Air is becoming one of the largest products inside the world’s containers as rates slump and consumer demand falters.
In China, empty containers are stacking up at the nation’s largest ports, with management at many terminals now actively shifting surplus boxes to secondary ports to free up space. It comes at a time where the global number of metal boxes has hit record highs as lines rushed to order more containers during the supply chain pandemonium of the pandemic.
The container availability index created by German box buying platform Container xChange measures the ratio of inbound to outbound containers port-wise. A reading above 0.5 suggests more inbound than outbound containers at ports in China including Shanghai, Ningbo, Tianjin and Shenzhen. As of February 5, the index read 0.64, an 11th straight week above 0.6.

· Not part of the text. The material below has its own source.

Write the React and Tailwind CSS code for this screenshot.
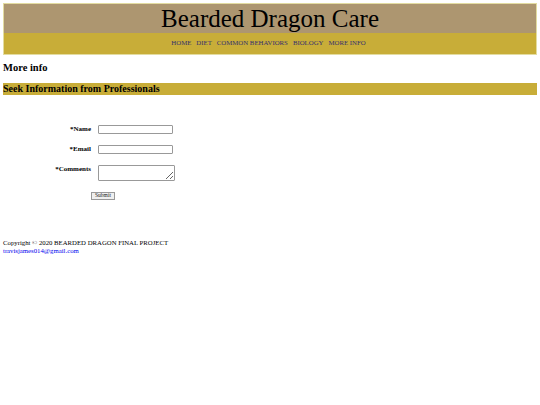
export default function App() {
  const serif = { fontFamily: '"Liberation Serif", "Times New Roman", serif' };
  return (
    <div className="w-[540px] h-[405px] bg-white" style={serif}>
      <div className="px-[3px] pt-[3px]">
        <header className="border border-[#e3dca0]">
          <div className="bg-[#ad9670] h-[29px] flex items-center justify-center">
            <h1 className="text-[25px] leading-none text-black">Bearded Dragon Care</h1>
          </div>
          <nav className="bg-[#c8ad38] h-[21px] flex items-center justify-center gap-[5px] pr-[3px] text-[6.8px] text-[#35306e]">
            <a>HOME</a>
            <a>DIET</a>
            <a>COMMON BEHAVIORS</a>
            <a>BIOLOGY</a>
            <a>MORE INFO</a>
          </nav>
        </header>
        <h2 className="mt-[8px] text-[10.5px] font-bold leading-none text-black">More info</h2>
        <h3 className="mt-[9px] bg-[#c8ad38] h-[12px] flex items-center text-[10px] font-bold leading-none text-black">Seek Information from Professionals</h3>
        <form className="mt-[30px] flex flex-col">
          <div className="flex items-center h-[9px]">
            <label className="w-[88px] text-right text-[7px] font-bold">*Name</label>
            <input className="ml-[7px] w-[75px] h-[9px] border border-[#999] rounded-[1px] bg-white" />
          </div>
          <div className="flex items-center h-[9px] mt-[11px]">
            <label className="w-[88px] text-right text-[7px] font-bold">*Email</label>
            <input className="ml-[7px] w-[75px] h-[9px] border border-[#999] rounded-[1px] bg-white" />
          </div>
          <div className="flex items-start mt-[11px]">
            <label className="w-[88px] text-right text-[7px] font-bold leading-none mt-[1px]">*Comments</label>
            <textarea className="ml-[7px] w-[77px] h-[16px] border border-[#999] rounded-[1px] bg-white resize-y" />
          </div>
          <div className="pl-[88px] mt-[11px]">
            <button type="button" className="w-[24px] h-[8px] border border-[#999] bg-[#efefef] text-[5.5px] leading-none text-[#222] flex items-center justify-center">Submit</button>
          </div>
        </form>
        <footer className="mt-[39px] text-[6.75px] leading-[8px]">
          <p className="text-black">Copyright © 2020 BEARDED DRAGON FINAL PROJECT</p>
          <a className="text-[#0000ee]">travisjames014@gmail.com</a>
        </footer>
      </div>
    </div>
  );
}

Across the Pacific from China, part of the reason for the empty containers piling up in Shenzhen and other Asian ports is explained in the latest throughput numbers from the likes of Long Beach, a city gearing up to host the largest TPM in history, container shipping’s annual big get-together.
The latest report from John McCown-led Blue Alpha Capital shows the 10 largest American box ports experienced the largest monthly inbound drop in volumes since the global financial crisis of 2008, down by 17.9%
January marks the seventh straight month of expanding year-over-year declines at American ports. West coast ports were even weaker with a decline of 23.5% in January.